→ **EXERCISE AIM**
Identify and reproduce every line holding the string "with".

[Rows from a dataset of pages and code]

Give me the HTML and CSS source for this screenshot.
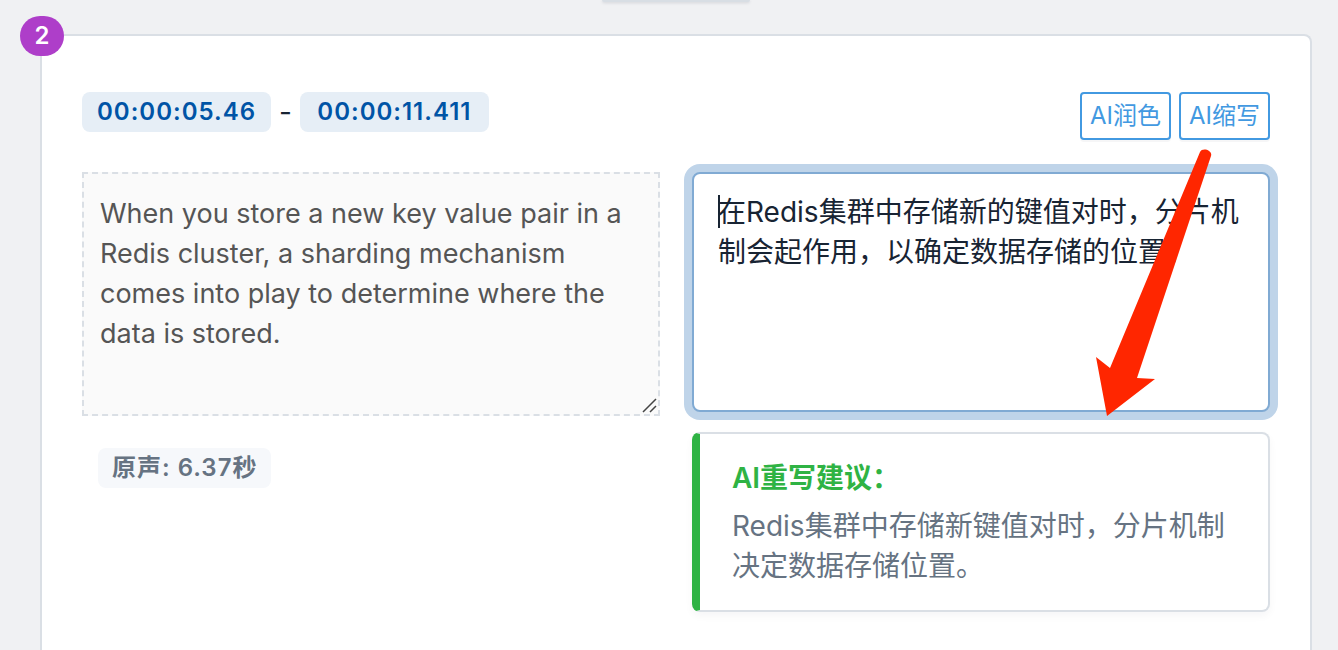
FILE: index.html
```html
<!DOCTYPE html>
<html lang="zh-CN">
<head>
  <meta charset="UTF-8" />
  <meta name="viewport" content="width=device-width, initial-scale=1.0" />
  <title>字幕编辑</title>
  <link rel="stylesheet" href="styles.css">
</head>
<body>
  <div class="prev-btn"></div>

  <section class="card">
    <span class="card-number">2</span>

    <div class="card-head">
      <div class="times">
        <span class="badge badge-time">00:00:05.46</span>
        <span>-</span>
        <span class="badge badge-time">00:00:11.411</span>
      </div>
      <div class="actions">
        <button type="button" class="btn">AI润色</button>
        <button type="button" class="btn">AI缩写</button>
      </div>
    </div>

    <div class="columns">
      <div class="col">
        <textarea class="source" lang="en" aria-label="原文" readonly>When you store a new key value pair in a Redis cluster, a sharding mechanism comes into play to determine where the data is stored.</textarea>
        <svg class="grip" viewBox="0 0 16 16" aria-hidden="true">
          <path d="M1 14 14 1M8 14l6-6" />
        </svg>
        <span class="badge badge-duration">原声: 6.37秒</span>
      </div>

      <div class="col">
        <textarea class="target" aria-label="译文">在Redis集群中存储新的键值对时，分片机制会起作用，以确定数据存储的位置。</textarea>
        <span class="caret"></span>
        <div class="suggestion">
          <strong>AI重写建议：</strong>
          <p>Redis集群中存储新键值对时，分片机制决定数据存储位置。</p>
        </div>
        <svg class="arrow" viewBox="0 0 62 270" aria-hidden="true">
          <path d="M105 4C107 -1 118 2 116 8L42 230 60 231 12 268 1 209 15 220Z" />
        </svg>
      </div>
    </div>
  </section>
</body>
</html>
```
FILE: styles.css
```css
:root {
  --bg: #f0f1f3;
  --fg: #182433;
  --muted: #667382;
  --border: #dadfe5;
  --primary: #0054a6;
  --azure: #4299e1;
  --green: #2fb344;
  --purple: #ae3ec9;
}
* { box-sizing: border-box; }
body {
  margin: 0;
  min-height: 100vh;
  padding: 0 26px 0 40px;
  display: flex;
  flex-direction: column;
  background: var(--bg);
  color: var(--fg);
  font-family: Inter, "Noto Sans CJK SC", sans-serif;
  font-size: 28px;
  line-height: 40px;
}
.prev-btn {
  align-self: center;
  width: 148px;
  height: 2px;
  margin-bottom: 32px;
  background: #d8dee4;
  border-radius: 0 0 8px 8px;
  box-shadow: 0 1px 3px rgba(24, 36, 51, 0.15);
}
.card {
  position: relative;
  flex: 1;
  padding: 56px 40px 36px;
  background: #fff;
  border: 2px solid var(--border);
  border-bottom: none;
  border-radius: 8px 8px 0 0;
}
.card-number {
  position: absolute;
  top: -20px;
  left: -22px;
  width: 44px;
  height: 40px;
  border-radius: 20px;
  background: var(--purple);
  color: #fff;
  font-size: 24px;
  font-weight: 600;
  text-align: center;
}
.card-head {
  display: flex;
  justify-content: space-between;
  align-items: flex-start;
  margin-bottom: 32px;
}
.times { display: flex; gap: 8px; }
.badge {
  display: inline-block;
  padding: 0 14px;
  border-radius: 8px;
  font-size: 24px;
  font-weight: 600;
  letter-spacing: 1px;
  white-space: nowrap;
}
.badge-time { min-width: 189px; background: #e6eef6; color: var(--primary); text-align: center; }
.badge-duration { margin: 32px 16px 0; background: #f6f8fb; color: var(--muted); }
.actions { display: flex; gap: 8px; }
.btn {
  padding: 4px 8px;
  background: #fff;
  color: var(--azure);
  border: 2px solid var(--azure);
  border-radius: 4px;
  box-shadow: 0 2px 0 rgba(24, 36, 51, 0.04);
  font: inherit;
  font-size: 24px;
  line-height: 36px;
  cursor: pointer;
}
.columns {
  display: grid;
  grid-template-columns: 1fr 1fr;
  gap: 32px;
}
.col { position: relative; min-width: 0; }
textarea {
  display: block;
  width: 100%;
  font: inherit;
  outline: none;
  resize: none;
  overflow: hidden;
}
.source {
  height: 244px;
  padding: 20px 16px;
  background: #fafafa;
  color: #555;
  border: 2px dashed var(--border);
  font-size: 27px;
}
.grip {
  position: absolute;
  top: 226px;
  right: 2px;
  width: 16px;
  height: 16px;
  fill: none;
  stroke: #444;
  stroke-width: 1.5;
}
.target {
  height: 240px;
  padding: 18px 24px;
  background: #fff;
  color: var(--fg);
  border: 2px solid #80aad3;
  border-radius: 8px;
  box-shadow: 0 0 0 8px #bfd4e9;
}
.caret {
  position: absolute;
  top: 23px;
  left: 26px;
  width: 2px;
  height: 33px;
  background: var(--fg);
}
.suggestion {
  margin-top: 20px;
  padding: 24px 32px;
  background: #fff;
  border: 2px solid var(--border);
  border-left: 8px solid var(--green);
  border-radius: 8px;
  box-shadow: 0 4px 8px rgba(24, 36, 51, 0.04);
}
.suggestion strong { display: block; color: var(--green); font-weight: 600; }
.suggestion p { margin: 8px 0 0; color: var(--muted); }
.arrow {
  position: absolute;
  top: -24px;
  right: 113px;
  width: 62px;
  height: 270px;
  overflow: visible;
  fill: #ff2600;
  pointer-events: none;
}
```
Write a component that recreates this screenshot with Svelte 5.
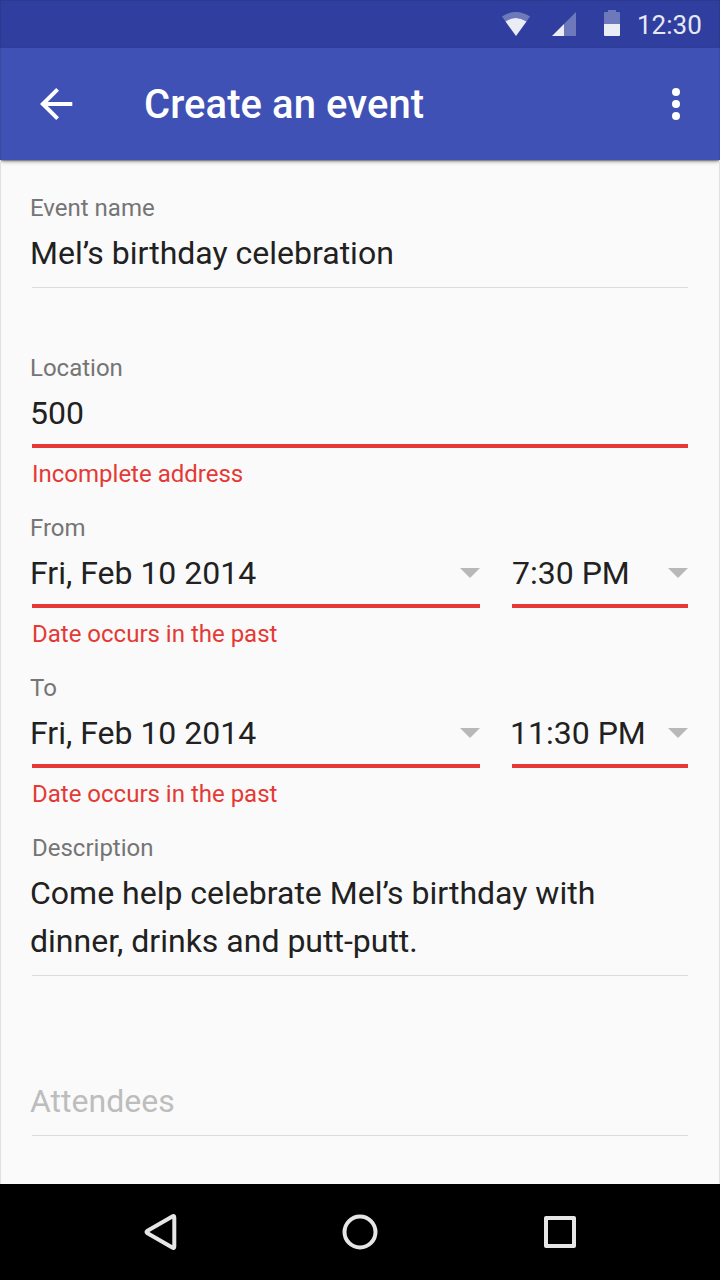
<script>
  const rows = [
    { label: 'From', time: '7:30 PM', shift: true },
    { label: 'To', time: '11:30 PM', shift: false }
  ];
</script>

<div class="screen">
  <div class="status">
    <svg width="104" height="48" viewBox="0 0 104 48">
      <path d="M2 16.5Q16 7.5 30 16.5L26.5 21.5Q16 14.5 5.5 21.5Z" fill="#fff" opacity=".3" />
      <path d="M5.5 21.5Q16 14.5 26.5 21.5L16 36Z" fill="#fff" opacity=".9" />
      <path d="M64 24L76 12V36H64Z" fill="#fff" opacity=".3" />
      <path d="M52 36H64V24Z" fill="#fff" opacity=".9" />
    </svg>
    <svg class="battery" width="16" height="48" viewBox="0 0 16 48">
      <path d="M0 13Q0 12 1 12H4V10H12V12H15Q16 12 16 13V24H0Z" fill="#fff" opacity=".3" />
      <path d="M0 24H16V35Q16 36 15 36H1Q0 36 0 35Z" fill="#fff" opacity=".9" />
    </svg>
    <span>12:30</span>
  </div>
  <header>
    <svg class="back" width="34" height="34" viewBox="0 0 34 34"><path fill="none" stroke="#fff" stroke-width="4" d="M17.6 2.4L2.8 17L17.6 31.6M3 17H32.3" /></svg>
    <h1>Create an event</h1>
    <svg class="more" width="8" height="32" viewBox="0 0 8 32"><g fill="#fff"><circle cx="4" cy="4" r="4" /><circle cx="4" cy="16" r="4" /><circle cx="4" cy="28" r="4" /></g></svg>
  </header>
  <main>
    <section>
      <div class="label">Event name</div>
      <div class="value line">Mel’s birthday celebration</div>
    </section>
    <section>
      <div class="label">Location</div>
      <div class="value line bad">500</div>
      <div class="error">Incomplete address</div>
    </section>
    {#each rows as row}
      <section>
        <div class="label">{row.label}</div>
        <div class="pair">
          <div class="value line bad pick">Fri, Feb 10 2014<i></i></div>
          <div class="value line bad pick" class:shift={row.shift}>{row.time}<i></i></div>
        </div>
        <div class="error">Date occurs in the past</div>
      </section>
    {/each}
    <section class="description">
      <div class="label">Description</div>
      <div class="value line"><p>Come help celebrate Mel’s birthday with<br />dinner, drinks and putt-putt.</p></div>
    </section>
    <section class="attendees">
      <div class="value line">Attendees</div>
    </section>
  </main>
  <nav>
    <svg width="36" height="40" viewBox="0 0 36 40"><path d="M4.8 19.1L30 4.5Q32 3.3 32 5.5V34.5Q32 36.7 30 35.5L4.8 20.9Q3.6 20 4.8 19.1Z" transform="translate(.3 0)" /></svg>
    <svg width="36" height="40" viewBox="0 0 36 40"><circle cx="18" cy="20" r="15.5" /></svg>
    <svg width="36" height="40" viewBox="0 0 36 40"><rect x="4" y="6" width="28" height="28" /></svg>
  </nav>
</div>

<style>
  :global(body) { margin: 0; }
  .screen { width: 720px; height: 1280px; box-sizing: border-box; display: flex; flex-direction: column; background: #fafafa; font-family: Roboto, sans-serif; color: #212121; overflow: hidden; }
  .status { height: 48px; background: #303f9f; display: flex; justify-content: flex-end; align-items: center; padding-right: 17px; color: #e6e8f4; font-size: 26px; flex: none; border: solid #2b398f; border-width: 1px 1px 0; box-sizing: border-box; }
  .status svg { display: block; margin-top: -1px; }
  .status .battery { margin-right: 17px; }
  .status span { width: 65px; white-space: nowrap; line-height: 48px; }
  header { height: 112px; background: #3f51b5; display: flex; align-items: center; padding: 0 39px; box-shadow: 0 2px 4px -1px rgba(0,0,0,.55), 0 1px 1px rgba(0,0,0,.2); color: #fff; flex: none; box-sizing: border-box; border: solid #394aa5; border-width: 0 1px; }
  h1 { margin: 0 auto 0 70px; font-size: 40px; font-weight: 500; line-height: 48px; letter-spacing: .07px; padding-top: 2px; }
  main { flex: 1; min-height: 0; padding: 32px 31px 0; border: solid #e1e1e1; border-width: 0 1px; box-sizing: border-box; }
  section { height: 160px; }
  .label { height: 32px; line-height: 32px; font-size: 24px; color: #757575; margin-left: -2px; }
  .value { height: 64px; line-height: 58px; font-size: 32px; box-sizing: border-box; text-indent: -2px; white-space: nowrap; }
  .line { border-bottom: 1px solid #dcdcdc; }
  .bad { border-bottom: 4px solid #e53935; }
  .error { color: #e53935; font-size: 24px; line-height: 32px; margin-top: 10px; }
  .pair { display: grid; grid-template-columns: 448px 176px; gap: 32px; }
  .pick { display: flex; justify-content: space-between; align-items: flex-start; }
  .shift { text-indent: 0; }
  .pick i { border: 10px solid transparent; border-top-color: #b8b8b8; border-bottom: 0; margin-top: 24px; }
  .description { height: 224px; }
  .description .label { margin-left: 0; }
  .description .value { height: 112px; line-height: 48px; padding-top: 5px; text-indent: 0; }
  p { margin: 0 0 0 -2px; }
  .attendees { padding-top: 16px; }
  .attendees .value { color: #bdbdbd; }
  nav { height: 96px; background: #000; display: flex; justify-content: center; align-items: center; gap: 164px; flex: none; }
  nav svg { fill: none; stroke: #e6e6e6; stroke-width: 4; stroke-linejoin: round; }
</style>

→ **REPLY**
Write a component that recreates this screenshot with Svelte 5.
      <div class="value line"><p>Come help celebrate Mel’s birthday with<br />dinner, drinks and putt-putt.</p></div>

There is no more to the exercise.